The Camp Gonzales team members proved they could hold their own. Christian took the helm in the first leg of the competition Saturday, a 90-minute marathon of laps around the lake. He hummed along at a steady 5.5 mph, completing eight laps, as other boats were being towed to the dock after conking out.
The most powerful moment of the competition, though, came when something went terribly wrong.
When it was Richard’s turn to drive in the afternoon endurance run, a mishap in the boat’s wiring kept it from starting. Rosen said her students tend to back down in moments like this, giving up immediately to a world that they say is constantly against them.

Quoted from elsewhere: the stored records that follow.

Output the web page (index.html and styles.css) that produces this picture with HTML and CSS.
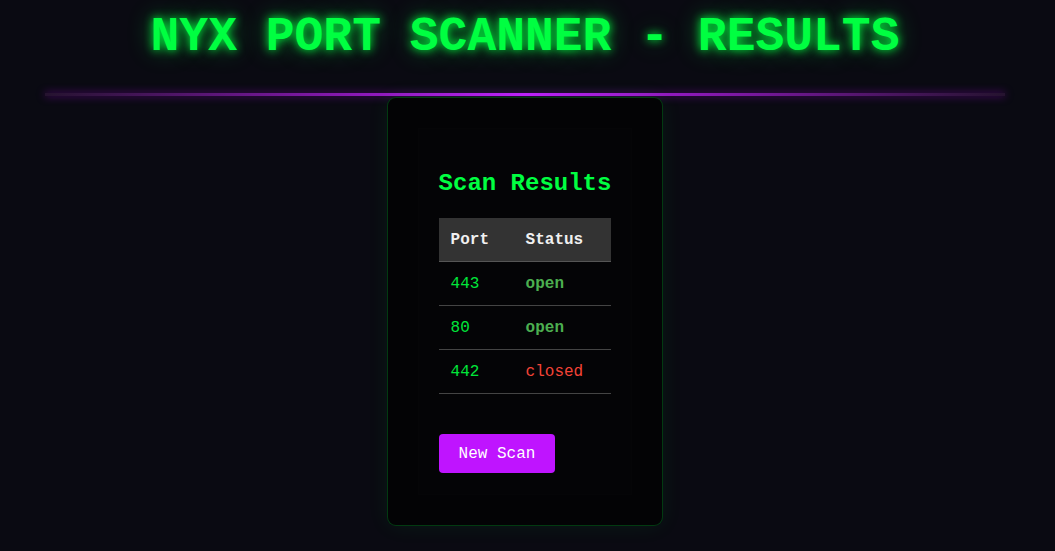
FILE: index.html
```html
<!DOCTYPE html>
<html lang="en">
<head>
<meta charset="utf-8">
<title>NYX Port Scanner - Results</title>
<link rel="stylesheet" href="styles.css">
</head>
<body>
<div class="page">
  <h1 class="title">NYX PORT SCANNER - RESULTS</h1>
  <div class="divider"></div>
  <div class="card">
    <div class="inner">
      <h2 class="heading">Scan Results</h2>
      <table class="results">
        <thead>
          <tr><th class="col-port">Port</th><th class="col-status">Status</th></tr>
        </thead>
        <tbody>
          <tr><td class="port">443</td><td class="open">open</td></tr>
          <tr><td class="port">80</td><td class="open">open</td></tr>
          <tr><td class="port">442</td><td class="closed">closed</td></tr>
        </tbody>
      </table>
      <button class="btn" type="button">New Scan</button>
    </div>
  </div>
</div>
</body>
</html>
```

FILE: styles.css
```css
html, body {
  margin: 0;
  padding: 0;
  background: #0a0a12;
  height: 100%;
  overflow: hidden;
}
body {
  font-family: "Liberation Mono", "Courier New", monospace;
  color: #e0e0e0;
}
.page {
  padding: 10px 5px 0 0;
  display: flex;
  flex-direction: column;
  align-items: center;
}
.title {
  margin: 0 0 29px;
  font-size: 48px;
  font-weight: bold;
  color: #00ff41;
  text-align: center;
  text-shadow: 0 0 10px #00ff41, 0 0 24px rgba(0, 255, 65, 0.45);
}
.divider {
  width: 960px;
  height: 3px;
  background: linear-gradient(90deg, rgba(40, 20, 50, 0.9), #c21cff 50%, rgba(40, 20, 50, 0.9));
  box-shadow: 0 0 9px rgba(191, 0, 255, 0.5);
}
.card {
  margin-top: 1px;
  padding: 30px;
  background: #030305;
  border: 1px solid rgba(0, 255, 65, 0.22);
  border-radius: 9px;
  box-shadow: 0 0 22px rgba(0, 255, 65, 0.07);
}
.inner {
  padding: 21px 20px 21px;
  border: 1px solid rgba(255, 255, 255, 0.008);
  background: #040406;
}
.heading {
  margin: 20px 0 21px;
  font-size: 24px;
  font-weight: bold;
  color: #00ff41;
}
.results {
  table-layout: fixed;
  border-collapse: collapse;
  margin-bottom: 40px;
  font-size: 16px;
}
.results th {
  background: #333333;
  color: #f0f0f0;
  text-align: left;
  font-weight: bold;
  padding: 12px 12px;
  height: 19px;
  border-bottom: 1px solid #555;
}
.results .col-port { width: 51px; }
.results .col-status { width: 73px; }
.results td {
  padding: 12px 12px;
  height: 19px;
  border-bottom: 1px solid #444;
}
.port { color: #00e63a; }
.open { color: #4caf50; font-weight: bold; }
.closed { color: #f44336; }
.btn {
  display: block;
  font-family: "Liberation Mono", "Courier New", monospace;
  font-size: 16px;
  color: #ffffff;
  background: #bf14ff;
  border: none;
  border-radius: 4px;
  padding: 10px 20px;
  height: 39px;
}
```
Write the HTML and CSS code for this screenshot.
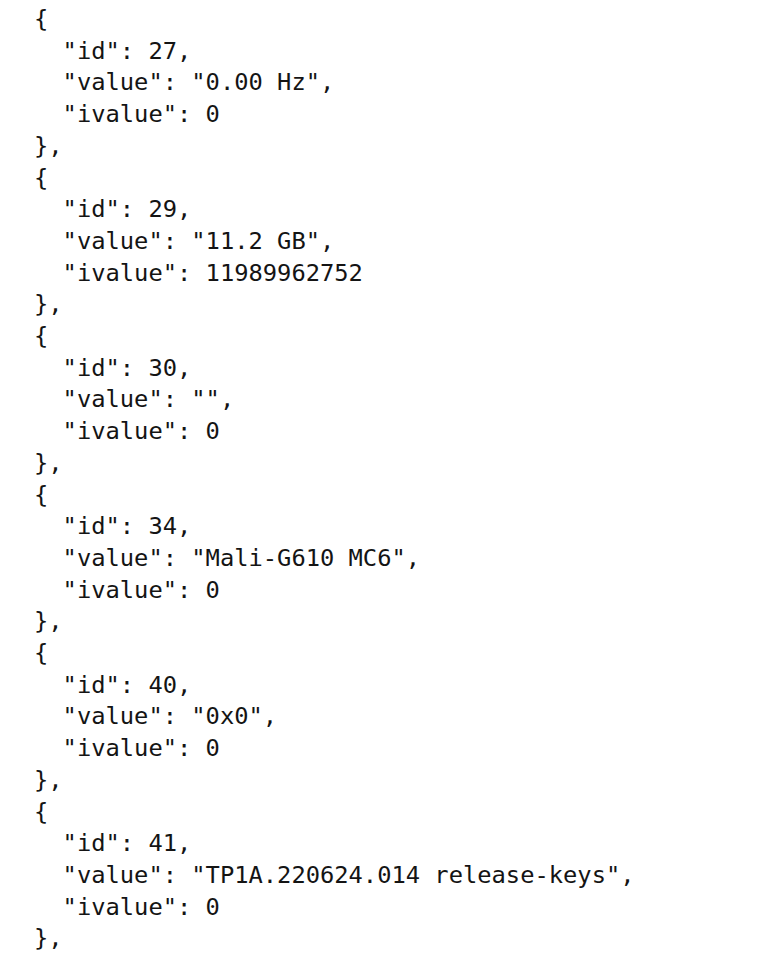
FILE: index.html
```html
<!DOCTYPE html>
<html lang="en">
<head>
<meta charset="utf-8">
<title>JSON</title>
<link rel="stylesheet" href="styles.css">
</head>
<body>
<pre class="json">{
  "id": 27,
  "value": "0.00 Hz",
  "ivalue": 0
},
{
  "id": 29,
  "value": "11.2 GB",
  "ivalue": 11989962752
},
{
  "id": 30,
  "value": "",
  "ivalue": 0
},
{
  "id": 34,
  "value": "Mali-G610 MC6",
  "ivalue": 0
},
{
  "id": 40,
  "value": "0x0",
  "ivalue": 0
},
{
  "id": 41,
  "value": "TP1A.220624.014 release-keys",
  "ivalue": 0
},</pre>
</body>
</html>
```
FILE: styles.css
```css
html, body {
  margin: 0;
  padding: 0;
  background: #ffffff;
}
body {
  width: 758px;
  height: 960px;
  overflow: hidden;
}
.json {
  margin: 0;
  padding: 4px 0 0 34px;
  font-family: "DejaVu Sans Mono", "Liberation Mono", monospace;
  font-size: 23.75px;
  line-height: 31.7px;
  color: #141414;
}
```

Instead, they jumped in. As they tried to figure out what happened, one student reassured Kastendiek. They came up with a solution and fixed it in under a half-hour, allowing Richard to still make five laps.
As Richard hurried onto the lake, Rosen’s eyes welled with tears.
At the competition’s close, Camp Gonzales came in second out of the rookie teams, and 12th place overall. But the experience brought about a much bigger victory for these students, and for Rosen and Kastendiek as well.
“I’m proud of my boys — they held it together, never got down. I saw them grow up today,” Kastendiek said. “Are they better students and human beings after this experience? Yeah. I can hang my hat on that.”